I have distrust in Tucker Carlson's takes on the Ukraine war. His takes get amplified in Russian state TV, he interviewed Dugin on Russia's Democracy and he has a track record of repeating Russian propaganda and misinformation on his platform. The ratio 50.000 deaths of Russian soldiers, and 500.000 dead Ukrainian soldiers seem pretty made up. I don't expect critical journalism from Carlson on this topic considering his insane interview with Putin. Carlson seems more like a gem for Russia's propaganda.

Here is a fake screenshot of Zelensky on his show. https://www.reuters.com/fact-check/...t-about-zelenskiy-capture-is-fake-2024-04-11/

In general Tucker has a track record of lying on purpose, for example on Jan 6th. https://www.factcheck.org/2023/03/e...ontext-of-tucker-carlsons-jan-6-presentation/ And the guests he invites on his show are often very fringe figures and should not be seen as actual experts. These "experts" are often responsible for the current US decline on the global order.


Aren't you contradicting yourself when you say...
If NATO had disbanded in 1992 right after the collapse of the Soviet Union, Russia would still be invading Ukraine. There were always going to do this, NATO had nothing to do with it
And then later you say...
If Russia is gonna threaten to invade 5-10 years from now foreign investment wont go in there and invest to extract the energy and safely develop exports. So Europe may have to guarantee Ukraine's security whether they're in NATO or not.
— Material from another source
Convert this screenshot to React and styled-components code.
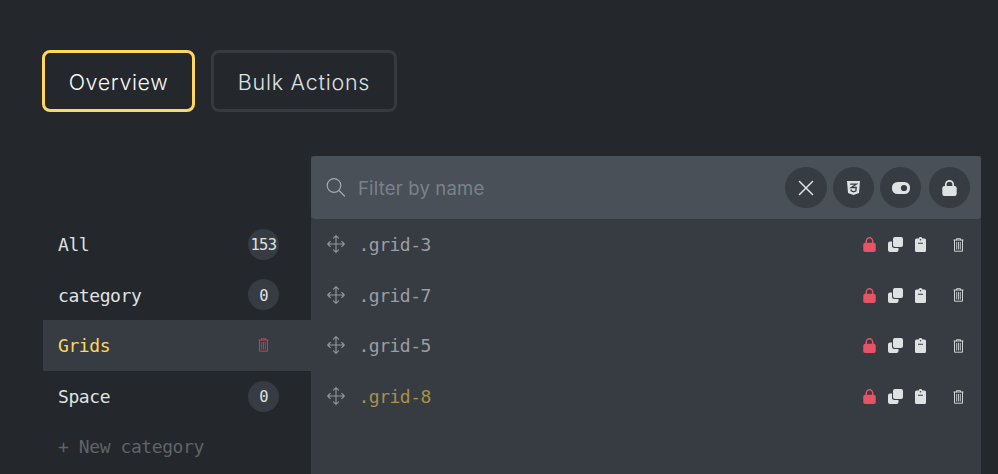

Why would NATO's security guarantees matter if Russia invaded Ukraine anyway? If the invasion of Ukraine happened independent of NATO's action. Following your logic the war might could have been prevented if Ukraine had these guarantees earlier. Or maybe Russia would have attacked them before such guarantees were granted?

I can't verify or falsify other takes of you because I don't have enough information. But I have the feeling some claims are impossible to verify without access to secret dossiers on these topics.